Filter the entries, keeping every line with the word "this".

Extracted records
--

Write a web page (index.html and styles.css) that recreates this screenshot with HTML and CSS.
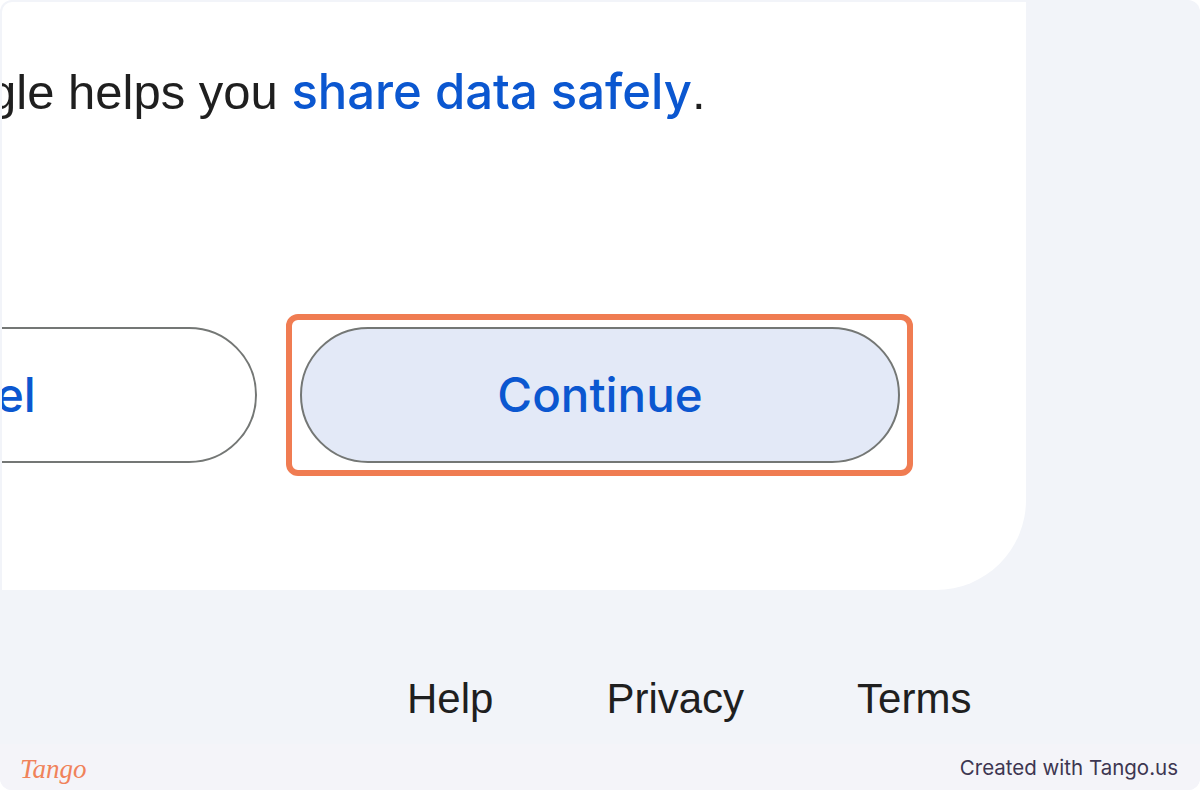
FILE: index.html
```html
<!DOCTYPE html>
<html lang="en">
<head>
<meta charset="utf-8">
<title>Continue</title>
<link rel="stylesheet" href="styles.css">
</head>
<body>
<div class="frame">
  <main class="stage">
    <section class="card">
      <p class="lead">gle helps you <a class="lead-link" href="#">share data safely</a>.</p>
      <div class="actions">
        <button class="btn btn-outline" type="button">Cancel</button>
        <div class="focus-wrap">
          <button class="btn btn-tonal" type="button">Continue</button>
          <span class="highlight"></span>
        </div>
      </div>
    </section>
    <nav class="links">
      <a class="link" href="#">Help</a>
      <a class="link" href="#">Privacy</a>
      <a class="link" href="#">Terms</a>
    </nav>
  </main>
  <footer class="tango-bar">
    <span class="tango-logo">Tango</span>
    <span class="tango-credit">Created with Tango.us</span>
  </footer>
</div>
</body>
</html>
```

FILE: styles.css
```css
* { box-sizing: border-box; }

html, body {
  margin: 0;
  padding: 0;
  background: #ffffff;
}

.frame {
  width: 1200px;
  height: 790px;
  border-radius: 12px;
  background: #f2f4f9;
  overflow: hidden;
  display: flex;
  flex-direction: column;
}

.stage {
  flex: 1;
  display: flex;
  flex-direction: column;
  padding: 2px 0 0 2px;
}

.card {
  width: 1024px;
  height: 588px;
  background: #ffffff;
  border-radius: 10px 0 90px 0;
  overflow: hidden;
  padding-top: 61px;
}

.lead {
  margin: 0 0 0 -13px;
  font-family: "Liberation Sans", Arial, sans-serif;
  font-size: 49px;
  line-height: 1.2;
  color: #1f1f1f;
  white-space: nowrap;
}

.lead-link {
  font-family: Inter, "Liberation Sans", sans-serif;
  color: #0b57d0;
  font-weight: 500;
  text-decoration: none;
}

.actions {
  display: flex;
  gap: 43px;
  margin: 205px 0 0 -345px;
}

.btn {
  width: 600px;
  height: 136px;
  border: 2px solid #747775;
  border-radius: 68px;
  font-family: Inter, "Liberation Sans", sans-serif;
  font-size: 47.5px;
  font-weight: 500;
  color: #0b57d0;
  padding: 0;
  flex: none;
}

.btn-outline { background: #ffffff; }
.btn-tonal { background: #e3e9f7; }

.focus-wrap {
  position: relative;
  display: flex;
}

.highlight {
  position: absolute;
  top: -13px;
  bottom: -13px;
  left: -14px;
  right: -13px;
  border: 6px solid #f07c52;
  border-radius: 12px;
}

.links {
  display: flex;
  gap: 113px;
  margin: 88px 0 0 405px;
}

.link {
  font-family: "Liberation Sans", Arial, sans-serif;
  font-size: 42px;
  line-height: 1;
  color: #1f1f1f;
  text-decoration: none;
}

.tango-bar {
  height: 46px;
  flex: none;
  background: #f4f4f9;
  display: flex;
  align-items: center;
  justify-content: space-between;
  padding: 0 22px 0 20px;
}

.tango-logo {
  font-family: "Liberation Serif", serif;
  font-style: italic;
  font-size: 27px;
  color: #f0825a;
  margin-top: 4px;
}

.tango-credit {
  font-family: Inter, "Noto Sans", sans-serif;
  font-size: 20.5px;
  color: #3d3651;
}
```
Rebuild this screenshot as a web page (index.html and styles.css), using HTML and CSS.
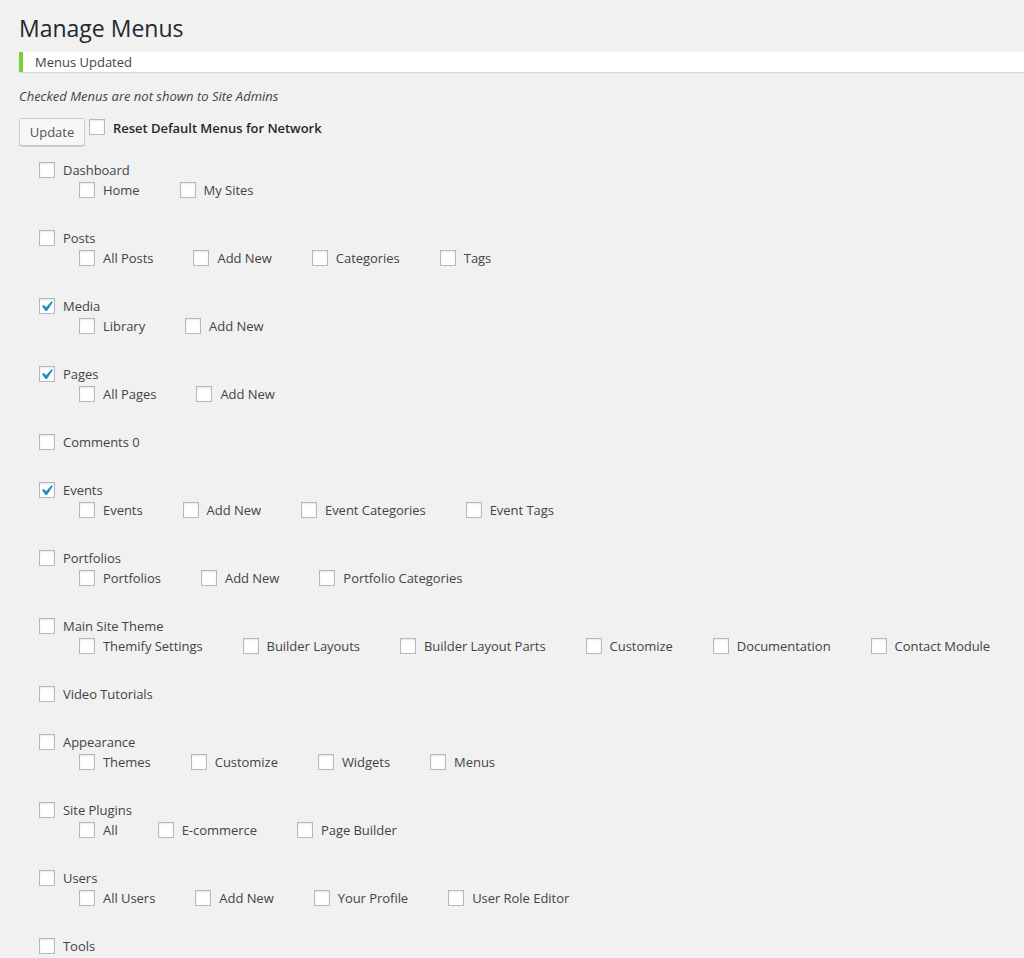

--

■ REPLY
Write a web page (index.html and styles.css) that recreates this screenshot with HTML and CSS.
Rebuild this screenshot as a web page (index.html and styles.css), using HTML and CSS.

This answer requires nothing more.